スイリューのシーンがめっちゃ好きです。彼は才能だけで武術では圧倒的な力を持つまでになった天才キャラですけど、怪人協会幹部のゴウケツたちに追い詰められて、初めて心の底からヒーローに助けを求めるじゃないですか。そんなときにサイタマが登場して、そのカッコよさに心を打たれて自分もヒーローになることを決意して。もともとセンスや才能がありながら、肉体的な強さだけじゃないものに触れて、初めてヒーローに憧れを抱くっていうのがいいんですよね。ヒーローの本質みたいなところがしっかりと描かれていて、好きです。
──ヒーローの本質と言えば、ガロウの物語も見逃せません。
ガロウも最高ですよね。A級ヒーローたちに囲まれて絶体絶命という状況の中で、なんとか全員倒してようやく一息ついた瞬間に、今度はS級ヒーローのジェノスが現れるっていう絶望感。これって本来、敵キャラの演出ではありえないですよね。まるで主人公が体験するようなシチュエーションを、ガロウというヒール(悪役)で描いていて。ストーリー的には敵のはずなのに、いつの間にかガロウを応援しちゃってる自分がいる。この構図は「ワンパンマン」ならではだし、すごくおしゃれだなと思います。
──そして現在はアニメ第3期が放送中です。どんなところに注目してご覧になっていますか?
第3期の魅力は、なんといってもこれまであまり戦闘描写がなかったS級ヒーローたちの本気のバトルが観られることじゃないですかね。ヒーロー協会と怪人協会の総力戦だけに、彼らがギリギリの戦いを繰り広げるのは本当に楽しみです。ここから佳境に入っていくタイミングなので詳しくは言いませんけど、本当に見どころ満載だと思います。
──先ほどのお話でも出た、裏主人公的なガロウの物語もさらに盛り上がっていきますね。
そうですね。ここまで怪人としての戦いを続けてきたガロウでしたけど、ついには怪人協会のボスである怪人王オロチとまで交戦して。これまでも急激に強くなってきたガロウですけど、それでも圧倒的な実力差で負けちゃって。とは言え、原作の単行本を読んでいる身としては、この先の展開も本当にすごいですから、楽しみで仕方ないです。
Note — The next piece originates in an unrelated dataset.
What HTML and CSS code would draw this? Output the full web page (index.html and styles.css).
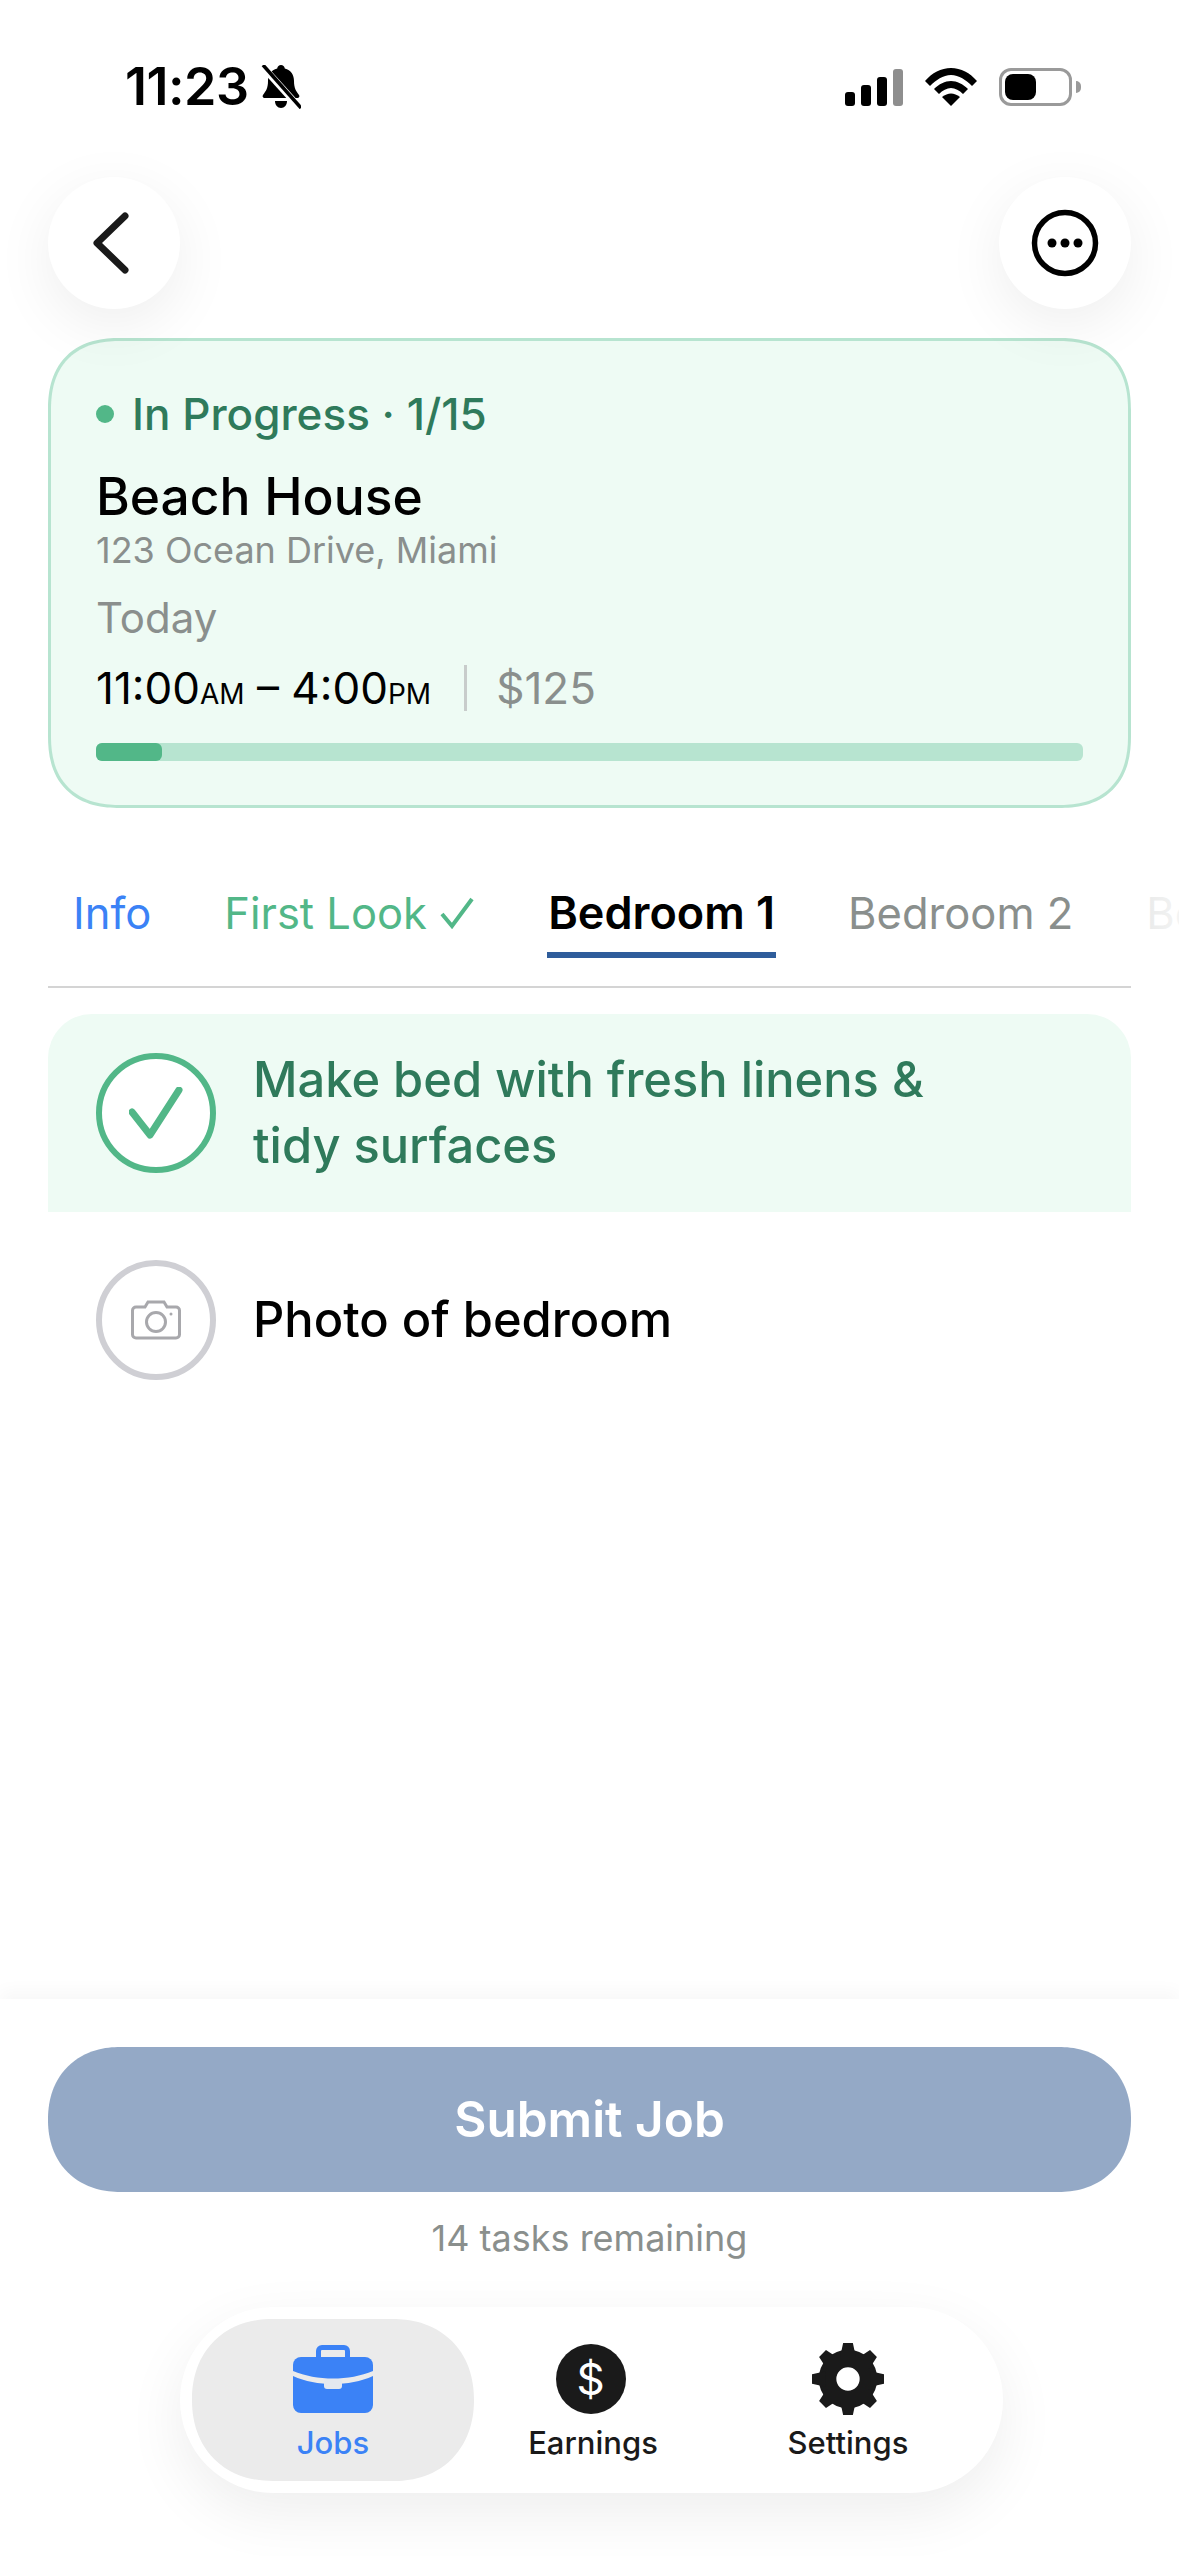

ワンパンでハマる、気づいたら2パン、3パンと見続けてるはず
──では最後に、この記事を読んでいる方々へメッセージをお願いします。
まだ「ワンパンマン」に触れたことがない方、とりあえずアニメかマンガの第1話を見てください。たぶんワンパンでハマると思うんで。気づいたら2パン、3パンと見続けてるはずです。
──特にどんな人にオススメしたいですか?
週末に仕事で疲れて、人に会うほどの元気はないなっていうときにぴったりだと思います。社会人に成り立ての人たちなんか、いいんじゃないですかね。僕がそうだったように、心がちょっと弱ってるときでもこの作品はストレスなく観られますし、勇気をもらえますから。言い換えると、「ワンパンマン」はつまり、テリヤキバーガーみたいなもんなんです。日本人ならみんな美味しいと思うし、どこか懐かしさもあって。手軽で食べやすいし、美味しいし、言うことなし!……ってあれ? 俺、なんか変なこと言ってる?(笑)
プロフィール
すがちゃん最高No.1(スガチャンサイコウナンバーワン)
1991年生まれ、山形市出身。信子と金子きょんちぃのコンビに、すがちゃん最高No.1が加わる形で、2021年4月にお笑いトリオ・ぱーてぃーちゃんを結成、ツッコミを担当。ギャルやギャル男を題材にしたネタが話題を呼び、数々のバラエティ番組に出演している。生い立ちを綴った自伝「中1、一人暮らし、意外とバレない」が、2024年にワニブックスより刊行された。